While embodiments have been described in the context of fully functioning computers and computer systems, those skilled in the art will appreciate that the various embodiments are capable of being distributed as a program product in a variety of forms and that the disclosure applies equally regardless of the particular type of machine- or computer-readable media used to actually effect the distribution.

Although the above Detailed Description describes certain embodiments and the best mode contemplated, no matter how detailed the above appears in text, the embodiments can be practiced in many ways. Details of the systems and methods may vary considerably in their implementation details while still being encompassed by the specification. As noted above, particular terminology used when describing certain features or aspects of various embodiments should not be taken to imply that the terminology is being redefined herein to be restricted to any specific characteristics, features, or aspects of the disclosed technique with which that terminology is associated. In general, the terms used in the following claims should not be construed to limit the disclosure to the specific embodiments disclosed in the specification, unless those terms are explicitly defined herein. Accordingly, the actual scope of the technique encompasses not only the disclosed embodiments but also all equivalent ways of practicing or implementing the embodiments under the claims.

The language used in the specification has been principally selected for readability and instructional purposes, and it may not have been selected to delineate or circumscribe the inventive subject matter. It is therefore intended that the scope of the technique be limited not by this Detailed Description, but rather by any claims that issue on an application based hereon. Accordingly, the disclosure of various embodiments is intended to be illustrative, but not limiting, of the scope of the embodiments, which is set forth in the following claims.

From the foregoing, it will be appreciated that specific embodiments of the invention have been described herein for purposes of illustration, but that various modifications may be made without deviating from the scope of the invention.
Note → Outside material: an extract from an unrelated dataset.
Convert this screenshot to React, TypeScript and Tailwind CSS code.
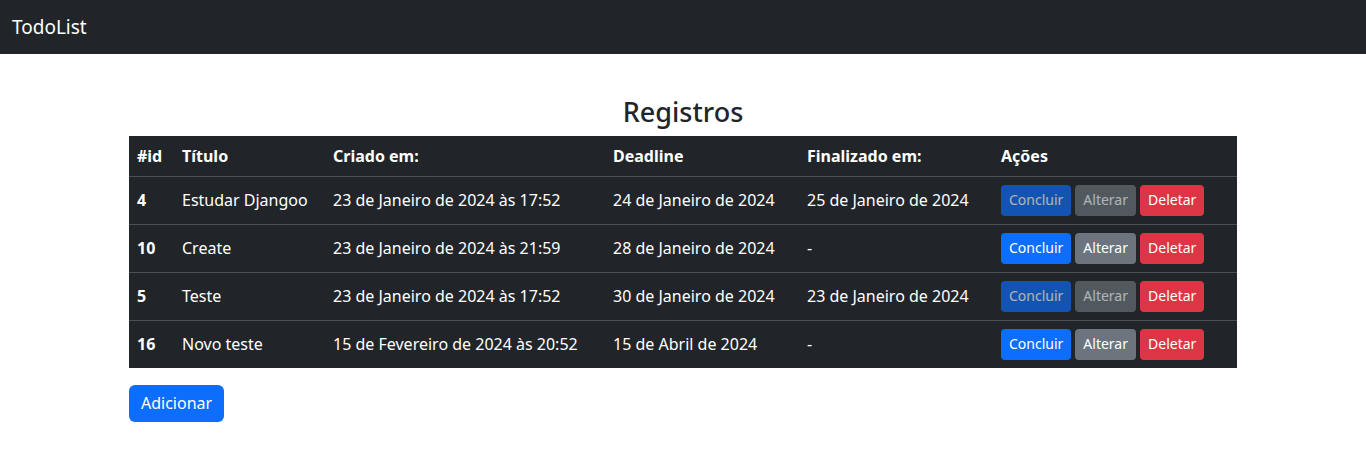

Accordingly, the invention is not limited except as by the appended claims.

Claims

1. An electronic device, comprising:

one or more processors; and

memory storing instructions, wherein the processor is configured to execute the instructions such that the processor and memory are configured to:

determine that a device is missing configuration settings to use a first wireless network implemented using a first protocol, the determination based on communicating with the first device using a second wireless network implemented using a second protocol, the first protocol being a wireless local area network (WLAN) protocol, the second protocol being a personal area network (PAN) protocol;

determine the configuration settings for the device to use the first wireless network, the configuration settings including authentication credentials of the first wireless network; and

provide the configuration settings including the authentication credentials to the first wireless network implemented using the WLAN protocol to the device using the second wireless network implemented using the PAN protocol.